Des confidences empreintes d’émotion, qui plongent l’assistance dans un silence profond. Un silence rompu par des troupeaux de caprins et d’ovins convergents vers Louguéré Diabi.

Ici, la pénurie d’eau a provoqué tellement de drames que chaque berger y va de sa mésaventure à raconter, des histoires malheureuses provoquées par l’augmentation des besoins d’approvisionnement en eau dans le Ferlo.

”On a connu beaucoup de difficultés. On parle des personnes décédées dans ce puits, parce que la vie humaine est sacrée. Mais ce puits est un cimetière de bétail”, révèle un autre habitant du village.

”On ne peut pas compter le nombre de bovins, de chèvres ou de moutons tombés dans ce puits […] C’était une situation extrêmement délicate”, rappelle le vieux berger.

Amadou Dia confirme son témoignage. ”C’est vrai. On perdait notre bétail à cause du manque d’eau.

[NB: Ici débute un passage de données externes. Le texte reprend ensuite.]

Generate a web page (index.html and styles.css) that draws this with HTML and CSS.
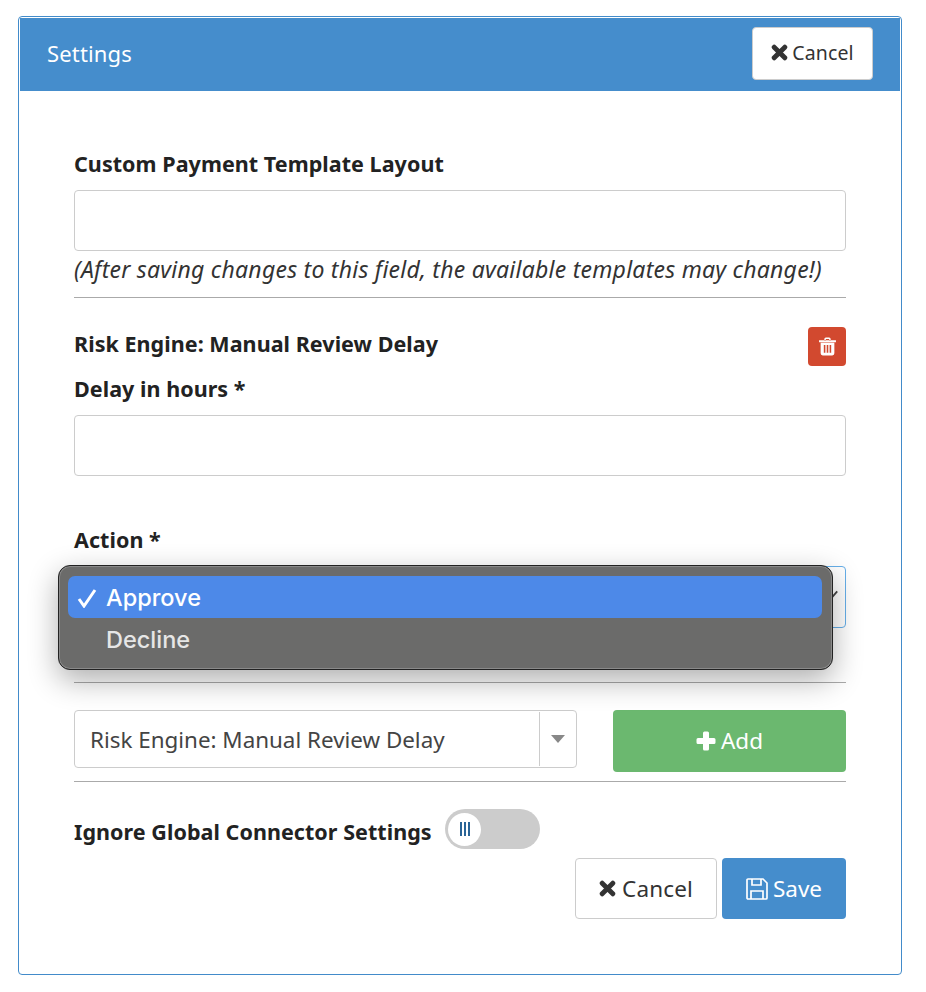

Il y a deux ans, un de nos voisins a perdu deux bovins”, dit-il.

Les habitants de Louguéré Diabi, conscients de ce passé douloureux, se réjouissent de la construction du forage, tout en invitant les pouvoirs publics à faire de l’accès à l’eau en milieu rural une priorité.

Ils considèrent que, de cette manière, l’État va développer l’élevage dans le Ferlo, une vaste région comprenant une partie des régions de Saint-Louis et Louga, ainsi que toute la région de Matam (nord). Cette perspective devrait également faire renaître l’espoir chez les éleveurs, les populations de manière globale.